Economic Arrangements

LedgerLoops is a set of peer-to-peer protocols for Collaborative Finance, which can be used to support multiple economic arrangements. Here are some loose definitions of some of them (under construction). See also Constructing systems of exchange (PDF) by Matthew Slater for some more precise definitions.

Barter exchange

A single transaction in time, exchanging only goods or services and not currency or credit.
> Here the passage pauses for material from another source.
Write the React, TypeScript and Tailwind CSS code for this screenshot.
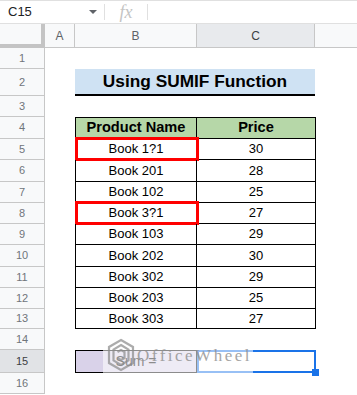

Due to the rareness of Coincidence of wants it is rarely used in practice by itself, but it can be combined with in-kind lending.

Lending

When two parts of a transaction cancel each other out, but they don't coincide in time.

Netting

Agreeing to cancel out a set of otherwise unrelated credits against each other.

Payment

Apart from barter, barter+lending, and barter+lending+netting, there are a number of other ways to complete a transaction of goods or services, that we would generally refer to as a payment:

Currency ownership transfer

The mechanics of the transaction work as if the currency were a (commodity) good exchanged in barter, but the asset changing owners is not something the recipient actually wants to use.

The commodity used as currency may be direct ownership of a physical good like gold, or commoditized credit, or (e.g. for collateral-backed credit) something in between.
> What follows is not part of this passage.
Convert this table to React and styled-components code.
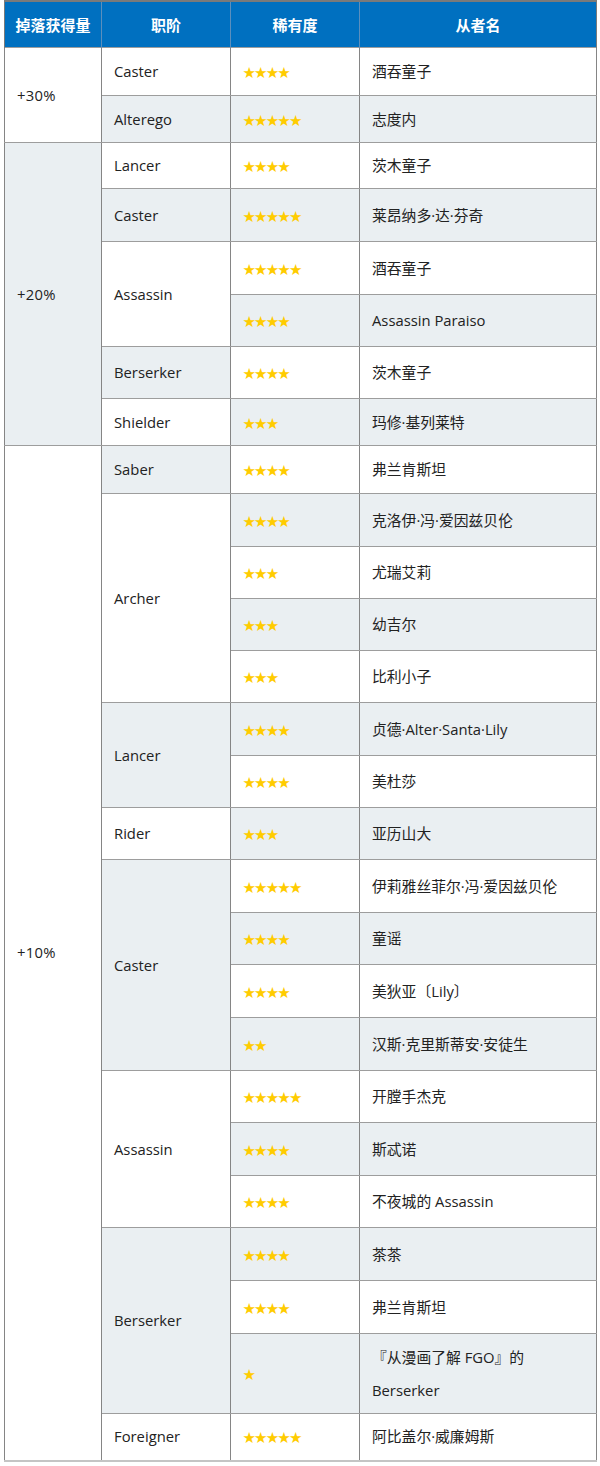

The administration of ownership might be through physical possession (for instance a piece of gold, coin, or bank note changing hands), or through a (system of) ledger(s) as is the case in bank transfers and crypto-currency payments.

We often think of bank transfers and cash payments as practically equivalent, and (even though banks can fail) we often think of money as a commodity good you can own.

Named credit transfer

Think exchange of bearer IOUs from a named party (whether physical bearer notes or on a ledger) rather than generic bank notes, e.g. paying with a voucher.

Payment through netting ("rippling")

Payment through netting can be modeled as an exchange of a named credit, while performing netting on the resulting credit balances in the same transaction. This is a core concept used for multi-hop payments in systems like Ripple Classic and Interledger.

Factoring

Structuring different transferable credits into a named collection, to remove some of the stochastics (generally profitable but destructive, since it makes the resulting bundle hard to value accurately).

Currency exchange

Exchanging one currency or named credit against another (no goods or services involved).

Market making

Participating in currency exchange with the sole goal of making a profit.